'Take care of yourself first:' A parent's recipe for mental health
By Louise Kinross
Studies show elevated rates of depression and anxiety in parents of children with disabilities. They even show our cells age faster due to high stress.
This week is Mental Health Week in Canada. The Canadian Mental Health Association is running a great campaign called '#GetLoud about what mental health really is.' It includes descriptors like 'It's about feeling good about who you are, having balance in your life, and managing life's highs and lows.'
The Centre for Mental Health and Addiction also has an excellent campaign. It's designed to remove stigma: 'My mental health is as important as my physical health.'
BLOOM is talking to parents to learn about what they do to care for their mental health.
First up is Laura Meffen. Laura’s daughter Emily Kerr, 19, has NGLY1—a neurological condition in which people lack an enzyme that helps the body remove proteins that aren’t working properly. She has complex disabilities and health needs.
Back in 2003, when Emily was five, Laura wrote a BLOOM piece about walking into a hospital emergency, suicidal, and being admitted for a major depression. At the time, she wrote, she felt she ‘had to live up to that super-mother image…My self-worth was tied to maintaining that image of perfection and doing everything myself.’
This year Emily, almost 20, moved into a full-time residence called Participation House. Here’s what Laura says she’d tell another parent of a child with complex needs about mental health:
“You need to put your family first, as opposed to one child. A lot of anxiety comes from wanting to do everything possible for our child with disabilities. We get wrapped up in physical therapy, occupational therapy, speech therapy, and then we hear about a parent who’s doing this other therapy, and another parent who's doing something different. You want to do everything, but you can’t. It’s impossible. And it’s okay to not do everything. It isn’t healthy, as a parent, to be focused on one child 24-7.
“I’m a big advocate of respite—no matter how you get it. When Emily was younger I hired a mother’s helper. At first, she would play with Emily and care for her while I was still in the house. Then, when I got confident with her, I might leave them and run out to the grocery store. But most often, I went upstairs to have a nap.
“I put Emily in respite at Safehaven when she was 13. It was hard dropping her off, because she would cry.
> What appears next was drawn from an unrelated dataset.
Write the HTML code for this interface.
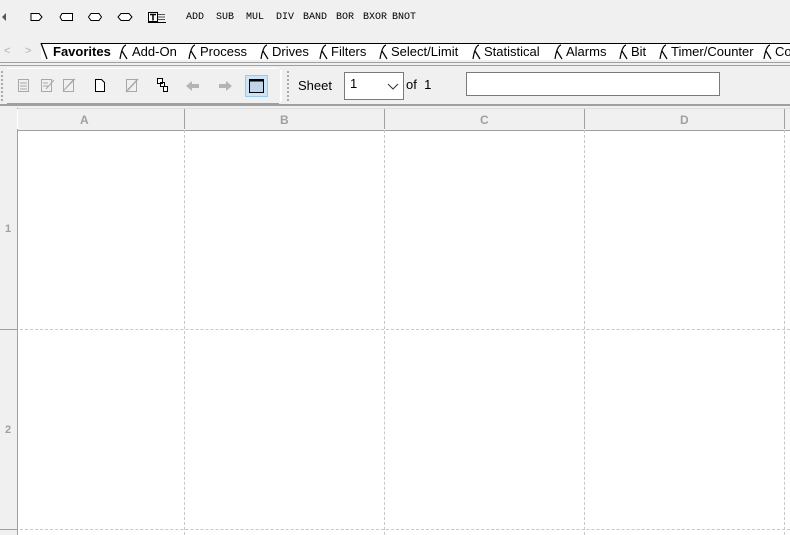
<!DOCTYPE html>
<html><head><meta charset="utf-8"><style>
body{margin:0;width:790px;height:535px;overflow:hidden;background:#f0f0f0;font-family:"Liberation Sans",sans-serif;position:relative}
.a{position:absolute}
.m{font-family:"Liberation Mono",monospace;font-size:10px;top:12px;color:#000}
.t{font-size:13px;top:44px;color:#000}
.h{color:#a0a0a0;font-weight:bold;font-size:12px}
</style></head><body>
<svg class="a" style="left:0;top:0" width="180" height="30">
<path d="M2 17 L6 13 L6 21Z" fill="#555"/>
<path d="M31 13.5 H39 L42 17 L39 20.5 H31Z" fill="#fff" stroke="#000"/>
<path d="M62 13.5 H72.5 V20.5 H62 L60 17Z" fill="#fff" stroke="#000"/>
<path d="M91 13.5 H99 L101.5 17 L99 20.5 H91 L88.5 17Z" fill="#fff" stroke="#000"/>
<path d="M121 13.5 H129 L132 17 L129 20.5 H121 L118 17Z" fill="#fff" stroke="#000"/>
<rect x="148.5" y="12.5" width="9" height="9" fill="#fff" stroke="#000"/><path d="M150 14.5h6M153 14.5v6" stroke="#000" stroke-width="1.5"/><path d="M158 14.5h7M158 17h7M158 19.5h7" stroke="#555"/><path d="M148 22.5h18" stroke="#000"/>
</svg>
<div class="a m" style="left:186px">ADD</div>
<div class="a m" style="left:216px">SUB</div>
<div class="a m" style="left:246px">MUL</div>
<div class="a m" style="left:276px">DIV</div>
<div class="a m" style="left:303px">BAND</div>
<div class="a m" style="left:336px">BOR</div>
<div class="a m" style="left:363px">BXOR</div>
<div class="a m" style="left:392px">BNOT</div>
<div class="a" style="left:41px;top:43px;width:749px;height:16px;background:#fff;border-top:1px solid #000"></div>
<div class="a" style="left:4px;top:45px;color:#b0b0b0;font-size:11px">&lt;</div>
<div class="a" style="left:25px;top:45px;color:#b0b0b0;font-size:11px">&gt;</div>
<svg class="a" style="left:0;top:42px" width="790" height="20">
<path d="M41 1 L47 17" stroke="#000" stroke-width="1.3" fill="none"/>
<g fill="none" stroke="#000" stroke-width="1.2">
<path d="M126 3 Q122 4 120 17 M122 9 L127 17"/>
<path d="M195 3 Q191 4 189 17 M191 9 L196 17"/>
<path d="M267 3 Q263 4 261 17 M263 9 L268 17"/>
<path d="M326 3 Q322 4 320 17 M322 9 L327 17"/>
<path d="M386 3 Q382 4 380 17 M382 9 L387 17"/>
<path d="M479 3 Q475 4 473 17 M475 9 L480 17"/>
<path d="M561 3 Q557 4 555 17 M557 9 L562 17"/>
<path d="M626 3 Q622 4 620 17 M622 9 L627 17"/>
<path d="M666 3 Q662 4 660 17 M662 9 L667 17"/>
<path d="M770 3 Q766 4 764 17 M766 9 L771 17"/>
</g></svg>
<div class="a t" style="left:53px;font-weight:bold">Favorites</div>
<div class="a t" style="left:132px">Add-On</div>
<div class="a t" style="left:200px">Process</div>
<div class="a t" style="left:272px">Drives</div>
<div class="a t" style="left:331px">Filters</div>
<div class="a t" style="left:391px">Select/Limit</div>
<div class="a t" style="left:484px">Statistical</div>
<div class="a t" style="left:566px">Alarms</div>
<div class="a t" style="left:631px">Bit</div>
<div class="a t" style="left:671px">Timer/Counter</div>
<div class="a t" style="left:775px">Co</div>
<div class="a" style="left:0;top:62px;width:790px;height:1px;background:#a0a0a0"></div>
<div class="a" style="left:0;top:65px;width:790px;height:1px;background:#a0a0a0"></div>
<div class="a" style="left:7px;top:68px;width:272px;height:34px;border-bottom:2px solid #a0a0a0;border-top:1px solid #fff"></div>
<div class="a" style="left:1px;top:71px;width:3px;height:30px;border-left:2px dotted #aaa"></div>
<div class="a" style="left:287px;top:71px;width:3px;height:30px;border-left:2px dotted #aaa"></div>
<div class="a" style="left:280px;top:70px;width:2px;height:32px;background:#fff"></div>
<svg class="a" style="left:0;top:70px" width="280" height="32">
<g stroke="#a8a8a8" fill="none"><rect x="18.5" y="9.5" width="10" height="12"/><path d="M20 13h7M20 16h7M20 19h7"/>
<rect x="41.5" y="9.5" width="10" height="12"/><path d="M43 13h5M43 16h5M46 19l8-9"/>
<rect x="63.5" y="9.5" width="10" height="12"/><path d="M63 21l12-12M65 19l9-10"/></g>
<path d="M95.5 9.5h6l3 3v9h-9z" fill="#fff" stroke="#000"/>
<rect x="126.5" y="9.5" width="10" height="12" fill="none" stroke="#a8a8a8"/><path d="M126 22l12-13" stroke="#a8a8a8" stroke-width="1.5"/>
<path d="M157.5 8.5h5v5h-5zM160.5 12.5h4v4h-4zM163.5 16.5h4v5h-4z" fill="#fff" stroke="#000"/>
<path d="M186 16l6-5v3h7v4h-7v3z" fill="#b4b4b4"/>
<path d="M232 16l-6-5v3h-7v4h7v3z" fill="#b4b4b4"/>
<rect x="245.5" y="5.5" width="22" height="21" fill="#cce4f7" stroke="#99c9ef"/>
<rect x="249.5" y="9.5" width="14" height="13" fill="#c3d3e8" stroke="#000"/><path d="M249 10.5h15" stroke="#000" stroke-width="2"/>
</svg>
<div class="a" style="left:298px;top:78px;font-size:13px">Sheet</div>
<div class="a" style="left:344px;top:72px;width:58px;height:26px;background:#fff;border:1px solid #7a7a7a"></div>
<div class="a" style="left:350px;top:76px;font-size:13px">1</div>
<svg class="a" style="left:387px;top:82px" width="12" height="8"><path d="M1 2l5 5 5-5" stroke="#333" fill="none"/></svg>
<div class="a" style="left:406px;top:77px;font-size:13px">of&nbsp; 1</div>
<div class="a" style="left:466px;top:72px;width:252px;height:22px;background:#fff;border:1px solid #7a7a7a"></div>
<div class="a" style="left:0;top:104px;width:790px;height:2px;background:#a0a0a0"></div>
<div class="a" style="left:0;top:108px;width:790px;height:427px;background:#fff"></div>
<div class="a" style="left:0;top:108px;width:790px;height:21px;background:#f0f0f0;border-bottom:1px solid #a0a0a0;border-top:1px solid #ddd"></div>
<div class="a" style="left:0;top:108px;width:17px;height:427px;background:#f0f0f0;border-right:1px solid #a0a0a0"></div>
<div class="a" style="left:17px;top:109px;width:1px;height:20px;background:#fff"></div>
<div class="a" style="left:184px;top:109px;width:1px;height:20px;background:#a0a0a0"></div>
<div class="a" style="left:384px;top:109px;width:1px;height:20px;background:#a0a0a0"></div>
<div class="a" style="left:584px;top:109px;width:1px;height:20px;background:#a0a0a0"></div>
<div class="a" style="left:784px;top:109px;width:1px;height:20px;background:#a0a0a0"></div>
<div class="a h" style="left:80px;top:113px">A</div>
<div class="a h" style="left:280px;top:113px">B</div>
<div class="a h" style="left:480px;top:113px">C</div>
<div class="a h" style="left:680px;top:113px">D</div>
<div class="a h" style="left:5px;top:223px;font-size:11px">1</div>
<div class="a h" style="left:5px;top:424px;font-size:11px">2</div>
<div class="a" style="left:0;top:329px;width:17px;height:1px;background:#a0a0a0"></div>
<div class="a" style="left:0;top:529px;width:17px;height:1px;background:#a0a0a0"></div>
<div class="a" style="left:20px;top:329px;width:770px;border-top:1px dashed #c8c8c8"></div>
<div class="a" style="left:20px;top:529px;width:770px;border-top:1px dashed #c8c8c8"></div>
<div class="a" style="left:184px;top:130px;height:405px;border-left:1px dashed #c8c8c8"></div>
<div class="a" style="left:384px;top:130px;height:405px;border-left:1px dashed #c8c8c8"></div>
<div class="a" style="left:584px;top:130px;height:405px;border-left:1px dashed #c8c8c8"></div>
<div class="a" style="left:784px;top:130px;height:405px;border-left:1px dashed #c8c8c8"></div>
</body></html>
I had to do it in small steps and stages—baby steps. The first time we just visited. The next time we came and dropped her off at dinner time, because her favourite thing was eating. Then we came back to get her in two hours. The next time she stayed over a night. After that she would go for weekends. And then finally we were able to leave her for one week.
“Emily is a homebody and she doesn’t like to leave, so when she recognized we were going to Safehaven, she would often start to cry. But I would call after I dropped her off and the staff would hold up the phone so I could hear her interacting. And I could hear she was having fun.
“Now, Emily is in full-time residence at Participation House, and it was because of our experience with respite that when she turned 18, we found out about Participation House.
“Until she moved, I didn’t realize how stressed I was having Emily in the house. It’s hard not having her here, but it is for my mental and physical health, and for my family. I had to look at what was best for the whole family, including Emily’s brother Tyler.
“It was when the mother of another boy Emily went to school with passed away that I realized I had to take care of myself and I had to take care of the whole family.
“A long time ago, another person told me ‘You need to take care of yourself first. And then, when you’re good, that will take care of your relationship with your spouse. And if that is good, it will trickle down to your children.’ As opposed to what we usually do—which is put our children first, then our spouse, and then ourselves.
“Because we had put Emily in respite since she was 13, when we moved into the adult system, we sought out respite and she went to Participation House. On the Developmental Services Ontario form, I filled out that my vision was that Emily would live in a full-time residence. We were very lucky when a spot became available. They already knew Emily well, so they didn’t even have to go through all of the interviews.
“Respite is very important. It gives you some time with your family, so that you’re not feeling overwhelmed all the time.
“Sometimes, when Emily was younger, we would put her in respite and we’d come home and just crash. Then we could spend more time with Emily’s brother Tyler. We got used to the idea that she was comfortable there. We did our due diligence and looked into these places. It wasn’t always the best thing for Emily, but using respite was the best thing for our family.
“Often, parents like us are so stressed out that we don’t exercise, we don’t eat right, and we don’t sleep. That can make us more susceptible to some diseases.
“I reduced the amount of volunteering I was doing, even though it makes me feel good. I stopped doing things that I felt I had to, and only did things I wanted to do.
“Right now I’m able to go to yoga, and I have the energy to actually do it.”
Laura says that putting her mental health first has changed her life and made her whole family happier. What strategies do you use?